I've restarted logstash with debug-level logging in the hope that it shows the issue.... and it seems to have recurred, but without anything useful in the logs.

Think I found the culprit, a web log that was 'JSON' but not proper JSON. When displayed on-screen I get Unicode replacement characters in the URI part of the log.

The raw log, from Nginx, was sent from Filebeat, and contains the following (when viewed in 'less', so the non-text characters are escaped)

"uri": "/theme/META-INF/<C0><AE><C0><AE>/<C0><AE><C0><AE>/<C0><AE><C0><AE>/
<C0><AE><C0><AE>/<C0><AE><C0><AE>/<C0><AE><C0><AE>/<C0><AE><C0><AE>/<C0><AE><C0><AE>/<C0><AE><C0><AE>/<C0><AE><C0><AE>/etc/passwd"

It's a reasonably common path traversal attack that uses Unicode encodings (C0 AE is a '.', so its trying to do a '../../../..' style of thing), and I would not expect Logstash to crash the pipeline because of untrusted user-provided input.

Note that the byte sequence C0 A0, while valid, is an illegal UTF-8 sequence because it fails the

The log from Nginx is configured with the following (I log a rich set of information):

    # escape=json requires Nginx version 1.11.8 or later
    log_format uoo_logstash_json escape=json
        '{ "@timestamp": "$time_iso8601", '
...
        '"uri": "$uri", '
...
        '}';

See RFC 3629 - UTF-8, a transformation format of ISO 10646 section 10

Implementers of UTF-8 need to consider the security aspects of how
they handle illegal UTF-8 sequences. It is conceivable that in some
circumstances an attacker would be able to exploit an incautious
UTF-8 parser by sending it an octet sequence that is not permitted by
the UTF-8 syntax.

[...] Another example might be a parser which
prohibits the octet sequence 2F 2E 2E 2F ("/../"), yet permits the
illegal octet sequence 2F C0 AE 2E 2F. This last exploit has
actually been used in a widespread virus attacking Web servers in
2001; thus, the security threat is very real.

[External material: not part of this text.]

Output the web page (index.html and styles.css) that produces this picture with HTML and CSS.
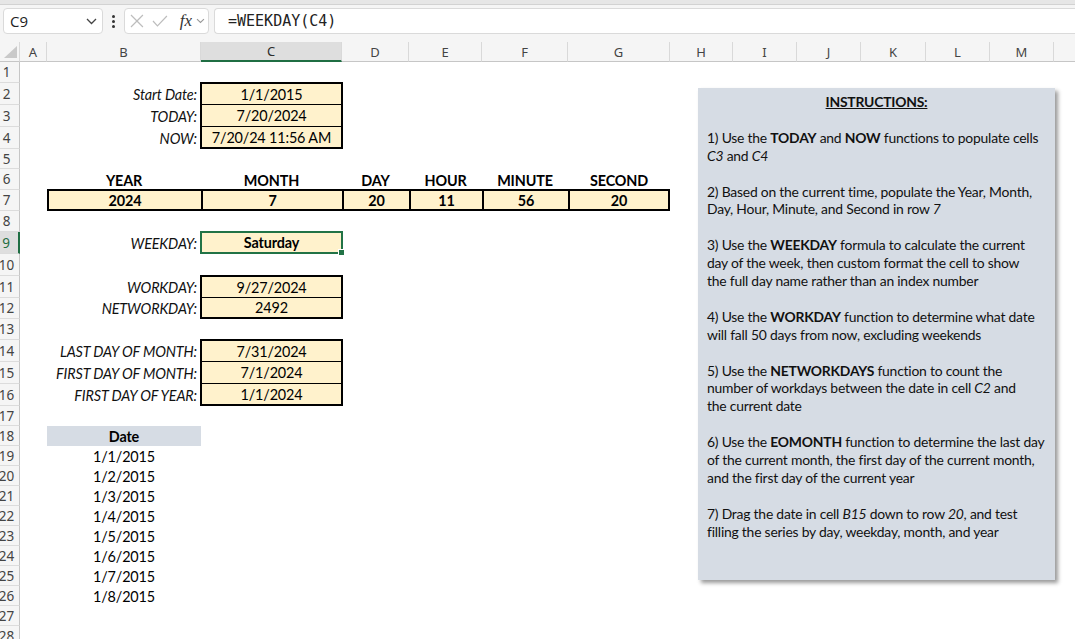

I think JRuby or Logstash needs to have a look at this, and various feeder systems need to detect this too.... in the meantime, how to harden Logstash against this?

Aha, I'm closer now, and it turns out that it is my fault.

Why? The input that this message came on was a custom Kafka AVRO module, which I forked from another (because of schema registry support). If the same message was read in using, say the 'line' codec, then those characters get replaced with the Unicode replacement character.

This is because of the following code in line.rb

  def register
    require "logstash/util/buftok"
    @buffer = FileWatch::BufferedTokenizer.new(@delimiter)
    @converter = LogStash::Util::Charset.new(@charset)           # THIS LINE
    @converter.logger = @logger
  end

  def decode(data)
    @buffer.extract(data).each { |line| yield LogStash::Event.new(MESSAGE_FIELD => @converter.convert(line)) }  # USED HERE
  end

And in LogStash::Util::Charset we see inside the convert method:

    unless data.valid_encoding?
      return data.inspect[1..-2].tap do |escaped|
        @logger.warn("Received an event that has a different character encoding than you configured.", :text => escaped, :expected_charset => @charset)
      end
    end

'valid_encoding?' is a standard Ruby String method that will return false if a string is not properly encoded.

Aha! So the moral of the story is that if you're a maintainer of any codecs, please ensure that you guard against such encoding errors. It would be useful if that was listed as something to check for in the plugin development docs.

This topic was automatically closed 28 days after the last reply. New replies are no longer allowed.